Temperature dependence of neutron diffraction profiles. The data are subtracted by the data at $T=80$ K and $P=6.0$ GPa. The arrow indicates the position of the antiferromagnetic signal, which is described in the main text.

Figure 7

The neutron diffraction profiles at $T=4.2$ K and $P=1$ bar, $P=4.5$ GPa, and $P=6.0$ GPa, which are subtracted by the data at 50, 25, and 20 K, respectively.
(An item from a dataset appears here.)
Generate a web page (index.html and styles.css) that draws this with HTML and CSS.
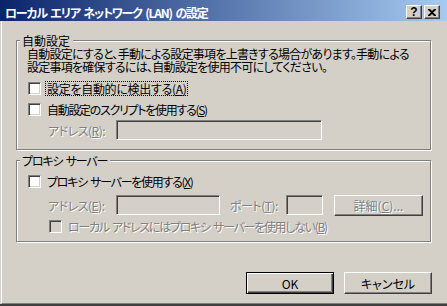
FILE: index.html
```html
<!DOCTYPE html>
<html lang="ja">
<head>
  <meta charset="UTF-8" />
  <title>ローカル エリア ネットワーク (LAN) の設定</title>
  <link rel="stylesheet" href="styles.css">
</head>
<body>

<div class="window">
  <div class="titlebar">
    <span class="title">ローカル エリア ネットワーク (LAN) の設定</span>
    <span class="cap-btn help">?</span>
    <span class="cap-btn close">
      <svg width="8" height="7" viewBox="0 0 8 7">
        <path d="M0 0h2l2 2 2-2h2v1L5 3.5 8 6v1H6L4 5 2 7H0V6l3-2.5L0 1z" fill="#000"/>
      </svg>
    </span>
  </div>

  <div class="body">
    <!-- auto config -->
    <div class="group">
      <span class="group-title">自動設定</span>
      <p class="desc">自動設定にすると、手動による設定事項を上書きする場合があります。手動による<br>設定事項を確保するには、自動設定を使用不可にしてください。</p>
      <div class="check-row first">
        <span class="check"></span>
        <span class="check-label focus">設定を自動的に検出する(<u>A</u>)</span>
      </div>
      <div class="check-row">
        <span class="check"></span>
        <span class="check-label">自動設定のスクリプトを使用する(<u>S</u>)</span>
      </div>
      <div class="field-row">
        <span class="field-label disabled">アドレス(<u>R</u>):</span>
        <span class="edit edit-url"></span>
      </div>
    </div>

    <!-- proxy -->
    <div class="group proxy">
      <span class="group-title">プロキシ サーバー</span>
      <div class="check-row first">
        <span class="check"></span>
        <span class="check-label">プロキシ サーバーを使用する(<u>X</u>)</span>
      </div>
      <div class="field-row">
        <span class="field-label disabled">アドレス(<u>E</u>):</span>
        <span class="edit edit-proxy"></span>
        <span class="field-label port-label disabled">ポート(<u>T</u>):</span>
        <span class="edit edit-port"></span>
        <button class="btn btn-detail"><span class="disabled">詳細(<u>C</u>)...</span></button>
      </div>
      <div class="check-row sub">
        <span class="check off"></span>
        <span class="check-label disabled">ローカル アドレスにはプロキシ サーバーを使用しない(<u>B</u>)</span>
      </div>
    </div>

    <div class="dialog-buttons">
      <button class="btn btn-default">OK</button>
      <button class="btn">キャンセル</button>
    </div>
  </div>
</div>

</body>
</html>
```

FILE: styles.css
```css
:root {
  --face: #d4d0c8;
  --shadow: #808080;
  --dark: #404040;
  --light: #ffffff;
}

* {
  box-sizing: border-box;
}

body {
  margin: 0;
  background: var(--face);
}

.window {
  width: 447px;
  height: 306px;
  display: flex;
  flex-direction: column;
  background: var(--face);
  border-bottom: 2px solid var(--dark);
  font-family: "Noto Sans CJK JP", sans-serif;
  font-size: 12px;
  font-feature-settings: "palt";
  word-spacing: 2px;
  color: #000;
}

/* title bar */
.titlebar {
  height: 21px;
  flex: none;
  display: flex;
  align-items: flex-start;
  background: linear-gradient(to right, #0a246a, #a6caf0);
}

.title {
  flex: 1;
  color: #fff;
  font-weight: bold;
  line-height: 13px;
  letter-spacing: -1.2px;
  padding: 6px 0 0 5px;
  white-space: nowrap;
}

.cap-btn {
  width: 16px;
  height: 14px;
  margin-top: 5px;
  display: flex;
  align-items: center;
  justify-content: center;
  background: var(--face);
  border: 1px solid;
  border-color: var(--light) var(--dark) var(--dark) var(--light);
  box-shadow: inset -1px -1px var(--shadow);
}

.help {
  margin-right: 2px;
  font-family: "Liberation Sans", sans-serif;
  font-weight: bold;
  font-size: 12px;
  line-height: 1;
}

.close {
  margin-right: 7px;
}

/* dialog body */
.body {
  flex: 1;
  margin-left: 1px;
  border-left: 1px solid var(--light);
  border-bottom: 1px solid var(--shadow);
  padding: 19px 16px 0 14px;
}

.group {
  border: 1px solid var(--shadow);
  box-shadow: 1px 1px 0 var(--light), inset 1px 1px 0 var(--light);
  padding: 0 0 9px 11px;
}

.group.proxy {
  margin-top: 10px;
  padding-bottom: 8px;
}

.group-title {
  display: block;
  width: fit-content;
  margin: -7px 0 0 -8px;
  padding: 0 3px 0 2px;
  background: var(--face);
  line-height: 13px;
  white-space: nowrap;
}

.proxy .group-title {
  letter-spacing: -1.2px;
}

.desc {
  margin: 0 0 0 -1px;
  line-height: 13px;
  letter-spacing: -0.75px;
  white-space: nowrap;
}

.check-row {
  display: flex;
  align-items: center;
  height: 13px;
  margin-top: 8px;
}

.check-row.first {
  margin-top: 9px;
}

.proxy .check-row.first {
  margin-top: 8px;
}

.check-row.sub {
  margin-top: 4px;
  padding-left: 21px;
}

.check {
  width: 13px;
  height: 13px;
  flex: none;
  background: #fff;
  border: 1px solid;
  border-color: var(--shadow) var(--light) var(--light) var(--shadow);
  box-shadow: inset 1px 1px var(--dark), inset -1px -1px var(--face);
}

.check.off {
  background: var(--face);
}

.check-label {
  margin-left: 4px;
  padding: 0 1px;
  border: 1px solid transparent;
  line-height: 13px;
  letter-spacing: -1.3px;
  white-space: nowrap;
}

.check-label.focus {
  border: 1px dotted #000;
  letter-spacing: -0.3px;
}

.field-row {
  display: flex;
  align-items: flex-start;
  margin-top: 4px;
  padding-left: 20px;
}

.proxy .field-row {
  margin-top: 7px;
}

.field-label {
  width: 68px;
  flex: none;
  padding-top: 4px;
  line-height: 13px;
  letter-spacing: -0.5px;
  white-space: nowrap;
}

.port-label {
  width: 56px;
  margin-left: 10px;
}

.disabled {
  color: var(--shadow);
  text-shadow: 1px 1px 0 var(--light);
}

.edit {
  height: 20px;
  flex: none;
  background: var(--face);
  border: 1px solid;
  border-color: var(--shadow) var(--light) var(--light) var(--shadow);
  box-shadow: inset 1px 1px var(--dark), inset -1px -1px var(--face);
}

.edit-url { width: 206px; }
.edit-proxy { width: 104px; }
.edit-port { width: 37px; }

/* push buttons */
.btn {
  display: flex;
  align-items: center;
  justify-content: center;
  padding: 0;
  background: var(--face);
  border: 1px solid;
  border-color: var(--light) var(--dark) var(--dark) var(--light);
  box-shadow: inset -1px -1px var(--shadow);
  font: inherit;
  color: #000;
  line-height: 13px;
}

.btn-detail {
  width: 89px;
  height: 21px;
  margin-left: 11px;
}

.btn-default {
  border: 1px solid #000;
  box-shadow: inset 1px 1px var(--light), inset -1px -1px var(--dark), inset -2px -2px var(--shadow);
}

.dialog-buttons {
  display: flex;
  justify-content: flex-end;
  gap: 10px;
  margin: 30px -1px 0 0;
}

.dialog-buttons .btn {
  width: 88px;
  height: 22px;
}
```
The inset shows the magnification of the data around $Q\sim 0.17{\AA }^{-1}$ at $T=4.2$ K and $P=6.0$ GPa.

Figure 8

Illustration of the exchange interaction paths bonding two spins of atoms, (1)Mn1(0,1/2,0), (2)Ni1(1/2,0,0), (3)Mn2(1/2,0,1/2), and (4)Ni2(0,1/2,1/2).

Figure 9

(a) Magnetic phase diagram representing the stability of different states in the case when $J_1=J_2=J_3=1.0, J_4^{\mathrm{Ni}}=J_4^{\mathrm{Mn}}=J_4, J_5^{\mathrm{Ni}}=J_5^{\mathrm{Mn}}=-1.0$, and $J_6^{\mathrm{Ni}}=J_6^{\mathrm{Mn}}=J_6^{\prime \mathrm{Ni}}=J_6^{\prime \mathrm{Mn}}=J_6$. The color scale denotes an incommensurability in the propagation vectors, $\mathit{k}=(k_x,0,0)$ and $\mathit{k}=(k_y,0,0)$. (b) Dispersion relations for the eigenvalues of the exchange matrix, Eq. (1), for the sets of $J$-parameters indicated by the filled circles in (b), along directions connecting special points, $D=(\frac{1}{2},\frac{1}{2},0), \mathrm{\Gamma }=(0,0,0)$, and $B=(\frac{1}{2},0,0)$, in the first Brillouin zone of the $P{2}_1/n$ space group. (c) and (d) Magnetic phase diagrams for the other cases with $J_5=-0.5$ in (c) and $J_5=-2.0$ in (d) and the other $J$-parameters are the same as (a).